start

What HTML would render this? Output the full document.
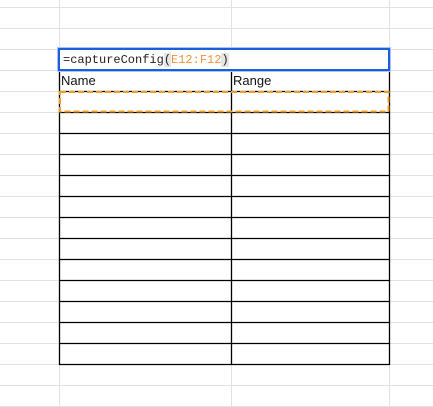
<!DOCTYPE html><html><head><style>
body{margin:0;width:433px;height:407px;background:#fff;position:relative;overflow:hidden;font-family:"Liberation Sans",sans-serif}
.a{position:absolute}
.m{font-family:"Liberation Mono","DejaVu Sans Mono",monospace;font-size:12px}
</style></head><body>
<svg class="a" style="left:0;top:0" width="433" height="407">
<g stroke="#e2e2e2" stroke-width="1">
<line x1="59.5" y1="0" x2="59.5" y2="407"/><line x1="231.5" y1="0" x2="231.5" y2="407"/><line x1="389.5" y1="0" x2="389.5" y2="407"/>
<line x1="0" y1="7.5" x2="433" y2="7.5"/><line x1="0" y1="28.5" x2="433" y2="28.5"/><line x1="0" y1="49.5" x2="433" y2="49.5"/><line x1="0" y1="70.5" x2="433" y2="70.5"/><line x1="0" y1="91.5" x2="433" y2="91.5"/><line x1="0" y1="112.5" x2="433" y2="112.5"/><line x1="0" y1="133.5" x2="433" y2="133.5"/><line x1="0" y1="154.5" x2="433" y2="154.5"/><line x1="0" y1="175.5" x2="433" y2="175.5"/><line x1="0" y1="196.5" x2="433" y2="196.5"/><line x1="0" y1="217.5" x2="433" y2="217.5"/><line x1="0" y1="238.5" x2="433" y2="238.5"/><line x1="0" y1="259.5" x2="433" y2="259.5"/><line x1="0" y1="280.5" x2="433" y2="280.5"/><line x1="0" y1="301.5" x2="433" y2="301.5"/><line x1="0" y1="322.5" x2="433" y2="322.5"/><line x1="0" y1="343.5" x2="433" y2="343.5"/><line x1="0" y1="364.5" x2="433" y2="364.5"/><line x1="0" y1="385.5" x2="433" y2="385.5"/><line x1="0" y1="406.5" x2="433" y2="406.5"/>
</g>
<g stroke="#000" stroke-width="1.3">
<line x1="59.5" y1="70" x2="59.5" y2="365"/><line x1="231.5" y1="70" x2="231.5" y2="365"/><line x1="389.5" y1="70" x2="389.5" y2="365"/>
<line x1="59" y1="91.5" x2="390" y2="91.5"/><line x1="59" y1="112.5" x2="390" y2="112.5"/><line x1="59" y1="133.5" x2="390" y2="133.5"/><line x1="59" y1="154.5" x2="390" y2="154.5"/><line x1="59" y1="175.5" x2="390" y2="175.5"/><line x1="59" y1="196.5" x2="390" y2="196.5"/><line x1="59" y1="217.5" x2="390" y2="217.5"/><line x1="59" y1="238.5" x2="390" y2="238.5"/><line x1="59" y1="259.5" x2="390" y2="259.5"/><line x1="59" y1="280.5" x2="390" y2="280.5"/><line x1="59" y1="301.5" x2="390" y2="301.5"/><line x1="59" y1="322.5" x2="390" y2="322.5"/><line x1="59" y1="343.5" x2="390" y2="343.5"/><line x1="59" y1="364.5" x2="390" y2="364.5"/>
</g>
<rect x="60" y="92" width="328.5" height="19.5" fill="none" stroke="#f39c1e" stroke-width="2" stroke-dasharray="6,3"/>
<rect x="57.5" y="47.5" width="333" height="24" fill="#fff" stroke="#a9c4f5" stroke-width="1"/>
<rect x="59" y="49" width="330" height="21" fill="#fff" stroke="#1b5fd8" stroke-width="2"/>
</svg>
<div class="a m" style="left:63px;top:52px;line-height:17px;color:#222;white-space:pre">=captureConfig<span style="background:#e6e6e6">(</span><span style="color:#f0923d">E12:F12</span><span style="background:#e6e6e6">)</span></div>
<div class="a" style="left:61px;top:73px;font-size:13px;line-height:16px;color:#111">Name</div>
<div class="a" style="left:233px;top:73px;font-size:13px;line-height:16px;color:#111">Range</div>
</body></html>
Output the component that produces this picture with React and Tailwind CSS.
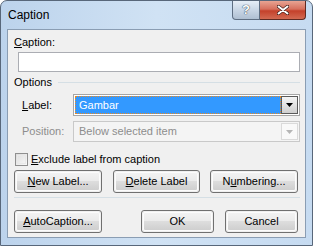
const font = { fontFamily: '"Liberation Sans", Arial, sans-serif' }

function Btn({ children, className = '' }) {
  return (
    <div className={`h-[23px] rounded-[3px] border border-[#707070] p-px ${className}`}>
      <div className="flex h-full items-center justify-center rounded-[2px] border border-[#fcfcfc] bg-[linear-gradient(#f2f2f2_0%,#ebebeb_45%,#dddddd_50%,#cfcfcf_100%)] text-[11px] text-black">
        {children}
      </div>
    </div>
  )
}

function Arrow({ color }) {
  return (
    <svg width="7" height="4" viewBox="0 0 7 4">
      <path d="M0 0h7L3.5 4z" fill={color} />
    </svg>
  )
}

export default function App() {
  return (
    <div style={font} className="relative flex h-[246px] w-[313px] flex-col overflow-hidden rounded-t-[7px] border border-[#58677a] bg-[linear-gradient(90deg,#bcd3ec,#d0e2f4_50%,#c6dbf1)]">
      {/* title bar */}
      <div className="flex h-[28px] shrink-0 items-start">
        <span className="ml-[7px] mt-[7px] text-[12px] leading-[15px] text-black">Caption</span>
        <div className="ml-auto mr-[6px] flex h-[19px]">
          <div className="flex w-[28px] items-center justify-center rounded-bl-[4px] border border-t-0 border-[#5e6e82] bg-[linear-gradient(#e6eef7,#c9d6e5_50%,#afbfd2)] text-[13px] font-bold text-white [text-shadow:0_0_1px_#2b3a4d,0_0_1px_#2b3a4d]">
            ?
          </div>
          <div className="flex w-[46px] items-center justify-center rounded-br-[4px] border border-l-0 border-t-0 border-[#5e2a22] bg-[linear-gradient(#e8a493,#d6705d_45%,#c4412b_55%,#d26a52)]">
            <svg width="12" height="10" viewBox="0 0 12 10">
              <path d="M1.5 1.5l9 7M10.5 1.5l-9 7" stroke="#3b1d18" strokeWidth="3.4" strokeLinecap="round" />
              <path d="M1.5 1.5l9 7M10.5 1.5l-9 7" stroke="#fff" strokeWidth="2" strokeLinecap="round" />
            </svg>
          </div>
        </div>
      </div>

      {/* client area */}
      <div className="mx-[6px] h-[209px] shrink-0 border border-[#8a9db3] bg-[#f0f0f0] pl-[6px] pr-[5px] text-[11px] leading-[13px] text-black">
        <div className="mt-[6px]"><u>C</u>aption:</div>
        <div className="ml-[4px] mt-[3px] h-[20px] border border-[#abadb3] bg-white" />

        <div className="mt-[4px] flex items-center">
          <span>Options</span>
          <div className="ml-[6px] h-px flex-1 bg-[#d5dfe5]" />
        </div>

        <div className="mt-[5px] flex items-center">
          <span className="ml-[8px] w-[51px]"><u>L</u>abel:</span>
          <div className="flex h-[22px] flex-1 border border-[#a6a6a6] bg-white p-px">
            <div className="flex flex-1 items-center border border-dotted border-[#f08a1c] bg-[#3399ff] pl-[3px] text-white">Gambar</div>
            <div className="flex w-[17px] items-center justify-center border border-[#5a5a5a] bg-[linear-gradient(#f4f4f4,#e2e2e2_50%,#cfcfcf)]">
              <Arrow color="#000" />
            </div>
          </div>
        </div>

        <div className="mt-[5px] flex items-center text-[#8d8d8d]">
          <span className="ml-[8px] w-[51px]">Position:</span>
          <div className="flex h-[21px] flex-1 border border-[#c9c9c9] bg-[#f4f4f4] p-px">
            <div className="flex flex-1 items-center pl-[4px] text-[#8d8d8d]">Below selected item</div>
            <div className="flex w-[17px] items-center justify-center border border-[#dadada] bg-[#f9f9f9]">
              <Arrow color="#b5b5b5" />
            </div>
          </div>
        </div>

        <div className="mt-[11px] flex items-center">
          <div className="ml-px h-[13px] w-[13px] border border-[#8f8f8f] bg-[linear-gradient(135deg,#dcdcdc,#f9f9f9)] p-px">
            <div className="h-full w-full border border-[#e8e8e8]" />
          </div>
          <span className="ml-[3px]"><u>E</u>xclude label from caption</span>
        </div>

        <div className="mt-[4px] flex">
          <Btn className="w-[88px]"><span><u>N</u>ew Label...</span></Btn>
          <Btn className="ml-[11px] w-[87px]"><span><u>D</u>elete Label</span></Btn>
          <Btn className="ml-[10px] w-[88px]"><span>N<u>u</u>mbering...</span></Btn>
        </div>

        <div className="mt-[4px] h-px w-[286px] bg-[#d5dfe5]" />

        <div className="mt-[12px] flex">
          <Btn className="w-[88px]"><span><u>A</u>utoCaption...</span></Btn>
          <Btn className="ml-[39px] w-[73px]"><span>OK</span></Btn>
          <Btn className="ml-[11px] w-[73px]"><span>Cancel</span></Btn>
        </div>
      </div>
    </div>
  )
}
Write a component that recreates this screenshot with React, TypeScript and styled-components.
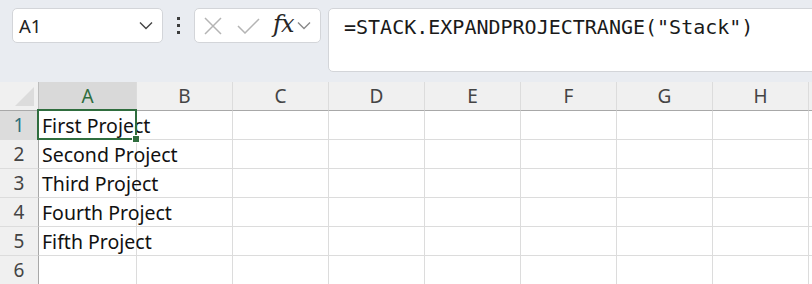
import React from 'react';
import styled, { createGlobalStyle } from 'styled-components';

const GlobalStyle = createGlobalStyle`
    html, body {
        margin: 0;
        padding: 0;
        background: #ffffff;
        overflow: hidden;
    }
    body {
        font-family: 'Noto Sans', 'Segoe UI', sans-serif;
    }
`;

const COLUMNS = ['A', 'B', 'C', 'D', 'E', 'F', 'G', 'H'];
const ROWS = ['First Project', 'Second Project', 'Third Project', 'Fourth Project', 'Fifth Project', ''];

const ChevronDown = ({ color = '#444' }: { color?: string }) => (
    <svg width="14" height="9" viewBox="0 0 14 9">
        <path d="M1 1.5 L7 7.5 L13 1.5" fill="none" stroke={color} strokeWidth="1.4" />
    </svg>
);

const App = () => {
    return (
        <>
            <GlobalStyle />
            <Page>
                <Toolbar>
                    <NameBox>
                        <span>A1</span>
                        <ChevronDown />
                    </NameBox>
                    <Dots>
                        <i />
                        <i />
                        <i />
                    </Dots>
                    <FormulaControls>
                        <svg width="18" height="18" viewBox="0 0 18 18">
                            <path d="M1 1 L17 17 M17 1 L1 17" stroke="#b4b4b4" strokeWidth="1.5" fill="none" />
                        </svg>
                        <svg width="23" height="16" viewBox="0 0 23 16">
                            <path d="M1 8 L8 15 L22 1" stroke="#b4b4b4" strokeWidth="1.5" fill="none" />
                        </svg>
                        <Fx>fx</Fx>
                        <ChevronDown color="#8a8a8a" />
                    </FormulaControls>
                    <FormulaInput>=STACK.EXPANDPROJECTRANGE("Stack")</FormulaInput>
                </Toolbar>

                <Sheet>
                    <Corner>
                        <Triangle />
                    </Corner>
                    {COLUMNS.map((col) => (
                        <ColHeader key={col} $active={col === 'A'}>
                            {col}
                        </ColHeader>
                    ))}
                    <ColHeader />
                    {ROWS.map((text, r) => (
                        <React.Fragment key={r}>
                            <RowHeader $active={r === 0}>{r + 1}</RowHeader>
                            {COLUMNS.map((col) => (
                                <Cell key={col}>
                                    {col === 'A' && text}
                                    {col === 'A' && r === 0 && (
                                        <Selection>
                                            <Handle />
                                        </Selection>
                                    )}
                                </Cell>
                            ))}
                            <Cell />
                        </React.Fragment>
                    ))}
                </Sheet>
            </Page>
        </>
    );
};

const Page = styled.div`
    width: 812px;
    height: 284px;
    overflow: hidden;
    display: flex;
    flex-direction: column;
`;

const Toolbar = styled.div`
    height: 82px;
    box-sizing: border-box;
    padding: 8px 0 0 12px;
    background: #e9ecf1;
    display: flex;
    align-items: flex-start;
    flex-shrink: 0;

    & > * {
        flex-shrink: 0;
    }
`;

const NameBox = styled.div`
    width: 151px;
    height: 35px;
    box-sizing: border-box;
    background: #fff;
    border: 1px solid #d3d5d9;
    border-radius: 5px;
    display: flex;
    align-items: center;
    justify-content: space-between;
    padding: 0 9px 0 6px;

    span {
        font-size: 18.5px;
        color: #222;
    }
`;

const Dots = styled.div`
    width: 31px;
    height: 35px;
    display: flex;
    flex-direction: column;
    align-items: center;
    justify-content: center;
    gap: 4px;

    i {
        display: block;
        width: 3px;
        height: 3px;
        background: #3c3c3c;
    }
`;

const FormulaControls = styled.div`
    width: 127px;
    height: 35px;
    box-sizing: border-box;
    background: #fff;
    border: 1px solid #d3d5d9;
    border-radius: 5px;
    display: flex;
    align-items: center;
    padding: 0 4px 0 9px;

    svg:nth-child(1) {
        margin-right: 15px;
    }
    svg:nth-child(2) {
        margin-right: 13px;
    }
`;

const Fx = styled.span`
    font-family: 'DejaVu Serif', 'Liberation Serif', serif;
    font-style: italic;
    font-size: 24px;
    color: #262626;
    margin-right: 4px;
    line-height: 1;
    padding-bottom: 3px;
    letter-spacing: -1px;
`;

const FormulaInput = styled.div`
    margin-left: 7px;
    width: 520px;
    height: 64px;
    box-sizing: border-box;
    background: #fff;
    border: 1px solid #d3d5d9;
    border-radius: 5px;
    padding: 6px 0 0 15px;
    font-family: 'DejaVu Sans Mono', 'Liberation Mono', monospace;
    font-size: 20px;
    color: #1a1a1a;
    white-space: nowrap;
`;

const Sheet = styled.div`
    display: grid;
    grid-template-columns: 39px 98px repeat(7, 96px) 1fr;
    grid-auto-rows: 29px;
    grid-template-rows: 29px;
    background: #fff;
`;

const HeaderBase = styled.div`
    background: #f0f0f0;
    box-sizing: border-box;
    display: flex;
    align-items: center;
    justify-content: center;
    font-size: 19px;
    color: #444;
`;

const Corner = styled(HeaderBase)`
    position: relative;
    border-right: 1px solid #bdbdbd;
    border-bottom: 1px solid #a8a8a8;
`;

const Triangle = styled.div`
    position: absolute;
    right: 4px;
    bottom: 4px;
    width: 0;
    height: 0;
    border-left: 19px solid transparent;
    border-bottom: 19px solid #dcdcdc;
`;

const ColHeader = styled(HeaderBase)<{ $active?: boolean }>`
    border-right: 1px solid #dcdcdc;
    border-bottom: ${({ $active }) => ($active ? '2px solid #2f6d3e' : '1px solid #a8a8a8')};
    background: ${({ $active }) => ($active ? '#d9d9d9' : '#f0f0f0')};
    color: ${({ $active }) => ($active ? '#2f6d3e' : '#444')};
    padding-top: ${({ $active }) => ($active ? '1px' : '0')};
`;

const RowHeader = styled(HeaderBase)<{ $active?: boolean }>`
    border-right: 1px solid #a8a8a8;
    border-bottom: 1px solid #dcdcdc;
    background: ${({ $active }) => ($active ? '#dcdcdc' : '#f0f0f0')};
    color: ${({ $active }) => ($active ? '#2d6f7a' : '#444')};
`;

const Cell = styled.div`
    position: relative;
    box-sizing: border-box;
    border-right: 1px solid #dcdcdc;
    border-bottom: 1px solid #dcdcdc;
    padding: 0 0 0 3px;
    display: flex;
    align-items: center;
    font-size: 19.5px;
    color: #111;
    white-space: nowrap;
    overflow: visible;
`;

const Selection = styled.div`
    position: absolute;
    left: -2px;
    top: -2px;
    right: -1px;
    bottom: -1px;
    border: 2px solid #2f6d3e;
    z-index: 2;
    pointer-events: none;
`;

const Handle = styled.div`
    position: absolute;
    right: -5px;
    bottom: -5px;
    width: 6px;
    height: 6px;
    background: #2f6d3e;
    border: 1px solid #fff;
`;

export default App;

end

◆ Aim of the exercise
Taking the material above, give again exactly the lines from the one holding "Write a component" through the one holding "const ROWS = ['First", with both ends and without pictures.

◆ Task answer
Write a component that recreates this screenshot with React, TypeScript and styled-components.
import React from 'react';
import styled, { createGlobalStyle } from 'styled-components';

const GlobalStyle = createGlobalStyle`
    html, body {
        margin: 0;
        padding: 0;
        background: #ffffff;
        overflow: hidden;
    }
    body {
        font-family: 'Noto Sans', 'Segoe UI', sans-serif;
    }
`;

const COLUMNS = ['A', 'B', 'C', 'D', 'E', 'F', 'G', 'H'];
const ROWS = ['First Project', 'Second Project', 'Third Project', 'Fourth Project', 'Fifth Project', ''];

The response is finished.